Mass Rapid Transit (MRT), bagi orang Jakarta adalah moda transportasi baru (yang sebenarnya menurut saya tidak ada bedanya dengan Commuter Line, hanya lebih nyaman dan prestis saja). Diresmikan pada awal tahun ini. Moda transportasi ini digadang-gadang sebagai tolok ukur majunya peradaban suatu kota.

MRT Jakarta juga menerapkan hal serupa pada eskalator di semua stasiunnya. Namun tetap saja, masih banyak masyarakat yang belum teredukasi. Padahal banyak yang mengharapkan, kehadiran MRT bisa menciptakan budaya yang lebih tertib sebagaimana di negara maju.

Imbauan menggunakan eskalator pun sudah dilakukan oleh PT MRT di semua platform media sosial jauh-jauh hari sebelum moda transportasi ini beroperasi.

Sejak MRT beroperasi netizen berubah menjadi "polisi" membagikan foto atau video pelanggar yang tidak tertib.

Melihat kelakuan mereka mungkin kita bertanya-tanya, kenapa sulit sekali menerapkan aturan ini? Tidak bisakah berbaris di sebelah kiri saja jika tidak terburu-buru? Peraturan sudah terpampang jelas, ketika ditegur baru mereka sadar. Toleransi sesama pengguna seakan belum ada ketika menggunakan transportasi umum.

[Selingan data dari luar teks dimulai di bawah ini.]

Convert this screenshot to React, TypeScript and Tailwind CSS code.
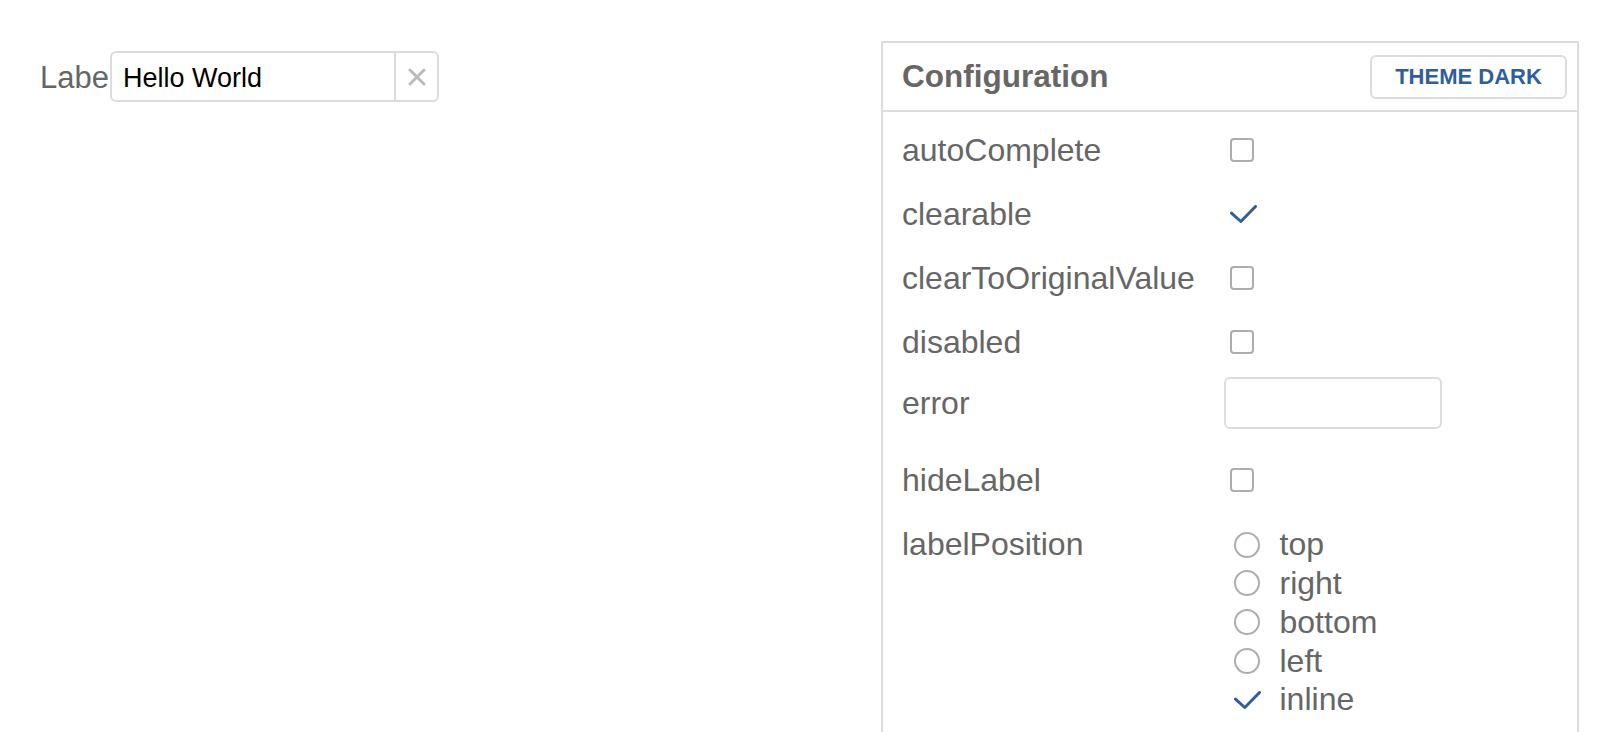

Ternyata ada juga yang tidak setuju dengan peraturan ini. Hal ini lantas menjadi perdebatan panjang di dunia maya, menimbulkan pro dan kontra:

Saat Jakarta baru saja membuat peraturan untuk memisahkan jalur diam dan berjalan di eskalator. Kota Jepang dan London justru mulai mengampanyekan untuk diam di kedua sisi eskalator.

Loh! Gimana nih?

Alasannya adalah keselamatan dan penghematan. Berjalan di eskalator membahayakan, bahkan banyak yang cedera terjatuh karena terlalu cepat. Selain itu eskalator jadi mudah rusak dan tidak awet karena tidak seimbang di kedua sisi.

Baca: IYA, IYA, NAIK ESKALATOR EMANG HARUSNYA DIEM AJA

Di London, Kampanye ini diuji coba pada tahun 2016 lalu selama enam bulan di stasiun Holborn (mungkin seperti stasiun Tanah Abang, sangat sibuk dan besar). Stasiun ini memiliki eskalator terpanjang.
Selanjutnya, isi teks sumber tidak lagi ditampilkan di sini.